By: WISCONSIN LAW JOURNAL STAFF//November 10, 2011//
United States Court of Appeals
Civil
Securities — SLUSA
A class action dismissed pursuant to the Securities Litigation Uniform Standards Act of 1998 must be with prejudice.
“There is no merit to the suggestion that dismissal of a removed suit on the ground that the suit is barred by SLUSA is jurisdictional and therefore without prejudice, despite a word in the Supreme Court’s decision in Kircher v. Putnam Funds Trust, supra, 547 U.S. at 644, that might seem to point in that direction: ‘If the action is precluded, neither the district court nor the state court may entertain it, and the proper course is to dismiss.

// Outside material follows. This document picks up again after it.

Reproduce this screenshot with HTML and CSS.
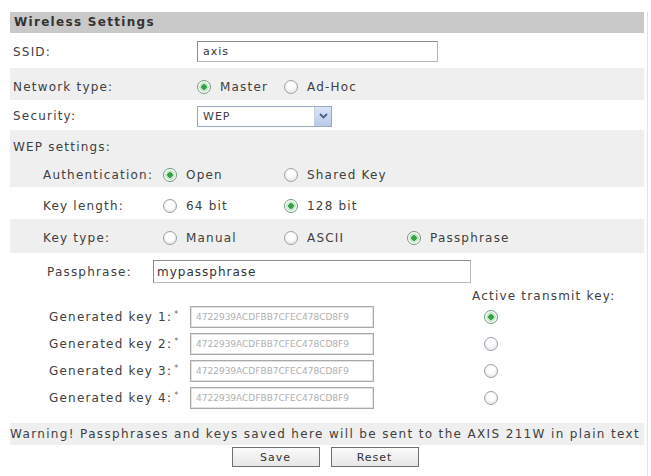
FILE: index.html
```html
<!DOCTYPE html>
<html lang="en">
<head>
  <meta charset="UTF-8" />
  <title>Wireless Settings</title>
  <link rel="stylesheet" href="styles.css">
</head>
<body>
  <div class="panel">
    <div class="head">Wireless Settings</div>

    <div class="row ssid-row">
      <span class="label">SSID:</span>
      <input type="text" class="text ssid" value="axis" />
    </div>

    <div class="row alt net-row">
      <span class="label">Network type:</span>
      <div class="opts net">
        <label class="opt"><span class="radio on"></span>Master</label>
        <label class="opt"><span class="radio"></span>Ad-Hoc</label>
      </div>
    </div>

    <div class="row sec">
      <span class="label">Security:</span>
      <div class="select">
        <span>WEP</span>
        <span class="arrow">
          <svg width="9" height="6" viewBox="0 0 9 6"><path d="M1 1 L4.5 4.5 L8 1" fill="none" stroke="#4d6185" stroke-width="1.8"/></svg>
        </span>
      </div>
    </div>

    <div class="row alt wep">
      <span class="label">WEP settings:</span>
    </div>

    <div class="sub alt auth">
      <span class="label">Authentication:</span>
      <label class="opt"><span class="radio on"></span>Open</label>
      <label class="opt"><span class="radio"></span>Shared Key</label>
    </div>

    <div class="sub len">
      <span class="label">Key length:</span>
      <label class="opt"><span class="radio"></span>64 bit</label>
      <label class="opt"><span class="radio on"></span>128 bit</label>
    </div>

    <div class="sub alt type">
      <span class="label">Key type:</span>
      <label class="opt"><span class="radio"></span>Manual</label>
      <label class="opt"><span class="radio"></span>ASCII</label>
      <label class="opt"><span class="radio on"></span>Passphrase</label>
    </div>

    <div class="pass">
      <span class="label">Passphrase:</span>
      <input type="text" class="text phrase" value="mypassphrase" />
    </div>

    <div class="active">Active transmit key:</div>

    <div class="keys">
      <span class="label">Generated key 1:<sup>*</sup></span>
      <input type="text" class="text key" value="4722939ACDFBB7CFEC478CD8F9" readonly />
      <span class="radio on"></span>

      <span class="label">Generated key 2:<sup>*</sup></span>
      <input type="text" class="text key" value="4722939ACDFBB7CFEC478CD8F9" readonly />
      <span class="radio"></span>

      <span class="label">Generated key 3:<sup>*</sup></span>
      <input type="text" class="text key" value="4722939ACDFBB7CFEC478CD8F9" readonly />
      <span class="radio"></span>

      <span class="label">Generated key 4:<sup>*</sup></span>
      <input type="text" class="text key" value="4722939ACDFBB7CFEC478CD8F9" readonly />
      <span class="radio"></span>
    </div>

    <div class="warning">Warning! Passphrases and keys saved here will be sent to the AXIS 211W in plain text</div>

    <div class="buttons">
      <button type="button">Save</button>
      <button type="button">Reset</button>
    </div>
  </div>
</body>
</html>
```

FILE: styles.css
```css
body {
  margin: 0;
  background-color: #fff;
  font-family: "DejaVu Sans", Verdana, sans-serif;
  font-size: 12px;
  letter-spacing: 1.2px;
  color: #404040;
}

.panel {
  margin: 12px 3px 0 10px;
  padding-right: 3px;
  border-right: 1px solid #e4e4e4;
  min-height: 464px;
}

.head {
  height: 21px;
  line-height: 21px;
  padding-left: 4px;
  background-color: #c9c9c9;
  font-weight: bold;
  font-size: 12px;
  letter-spacing: 1.3px;
  color: #333;
}

.alt {
  background-color: #efefef;
}

.row,
.sub {
  box-sizing: border-box;
  display: grid;
  align-items: center;
}

.row {
  grid-template-columns: 187px 1fr;
}

.row .label {
  padding-left: 3px;
}

.ssid-row { height: 35px; padding-top: 2px; }
.net-row { height: 32px; padding-top: 5px; }
.sec { height: 30px; padding-top: 2px; }
.wep { height: 32px; padding-top: 2px; }

.text {
  font-family: "DejaVu Sans", Verdana, sans-serif;
  font-size: 11px;
  letter-spacing: 1px;
  color: #333;
  border: 1px solid #8c8c8c;
  border-right-color: #b8b8b8;
  border-bottom-color: #b8b8b8;
  box-sizing: border-box;
  padding: 0 0 0 5px;
  margin: 0;
  background-color: #fff;
}

.ssid {
  width: 241px;
  height: 21px;
}

.opts {
  display: flex;
}

.net .opt:first-child {
  width: 87px;
}

.opt {
  display: flex;
  align-items: center;
  gap: 9px;
}

.radio {
  display: inline-block;
  width: 14px;
  height: 14px;
  box-sizing: border-box;
  border: 1px solid #97a2ad;
  border-radius: 50%;
  background: radial-gradient(circle at 50% 40%, #fff 35%, #dadada 100%);
  flex: none;
}

.radio.on {
  border-color: #6f9a79;
  background: radial-gradient(circle, #36a047 0 2.5px, #c9e8cd 3px 4.5px, #fff 5px);
}

.select {
  width: 135px;
  height: 21px;
  box-sizing: border-box;
  border: 1px solid #9aaac4;
  display: flex;
  align-items: center;
  justify-content: space-between;
  padding-left: 5px;
  font-size: 11px;
  letter-spacing: 1px;
}

.arrow {
  width: 16px;
  height: 19px;
  background: linear-gradient(#dbe4f6, #b9c9ea);
  border-left: 1px solid #c6d2ea;
  display: flex;
  align-items: center;
  justify-content: center;
}

.sub {
  grid-template-columns: 120px 121px 123px 1fr;
  padding-left: 33px;
}

.auth { height: 25px; }
.len { height: 32px; padding-top: 6px; }
.type { height: 34px; padding-top: 4px; }

.pass {
  display: flex;
  align-items: center;
  height: 37px;
  padding-left: 37px;
}

.pass .label {
  width: 106px;
}

.phrase {
  width: 318px;
  height: 23px;
  font-size: 12px;
  padding-left: 3px;
}

.active {
  padding-left: 462px;
  height: 13px;
  line-height: 13px;
}

.keys {
  display: grid;
  grid-template-columns: 141px 184px 1fr;
  grid-auto-rows: 27px;
  align-items: center;
  padding-left: 39px;
}

.keys .label sup {
  font-size: 8px;
  vertical-align: 4px;
  margin-left: 2px;
  color: #666;
}

.key {
  height: 22px;
  font-size: 9px;
  letter-spacing: 0;
  color: #b0b0b0;
  border-color: #a9a9a9;
  box-shadow: inset 0 0 0 1px #e2e2e2;
}

.keys .radio {
  margin-left: 110px;
}

.warning {
  margin-top: 12px;
  height: 22px;
  line-height: 22px;
  background-color: #efefef;
  white-space: nowrap;
  letter-spacing: 1.35px;
}

.buttons {
  display: flex;
  justify-content: center;
  gap: 11px;
  padding-top: 2px;
  margin-left: -4px;
}

button {
  width: 88px;
  height: 20px;
  font-family: "DejaVu Sans", Verdana, sans-serif;
  font-size: 11px;
  letter-spacing: 1px;
  color: #333;
  border: 1px solid #707070;
  background: linear-gradient(#fbfbfb, #e6e6e6);
  padding: 0;
}
```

If the action is not precluded, the federal court likewise has no jurisdiction to touch the case on the merits, and the proper course is to remand to the state court that can deal with it.’ The word is ‘likewise.’ If SLUSA is not a bar to the suit, the federal court lacks jurisdiction (unless there is a basis for federal removal jurisdiction other than SLUSA) except to determine that it has no jurisdiction. Id. But when SLUSA is a bar, it operates as an affirmative defense, which is a defense on the merits, not a jurisdictional defense. See Fed. R. Civ. P. 8(c); Turek v. General Mills, Inc., No. 10-3267, 2011 WL 4905732, at *1 (7th Cir. Oct. 17, 2011). We think that what the Court must have meant in Kircher when it used the word ‘likewise’ is that the district court has no authority to consider whether the removed suit has merit—whether for example there was a breach of the duty of loyalty in this case. Once it decides that SLUSA either is or is not a bar to the suit, the court has finished; either way it has no further business with the case.”
Affirmed.
Appeal from the United States District Court for the Northern District of Illinois, Bucklo, J., Posner, J.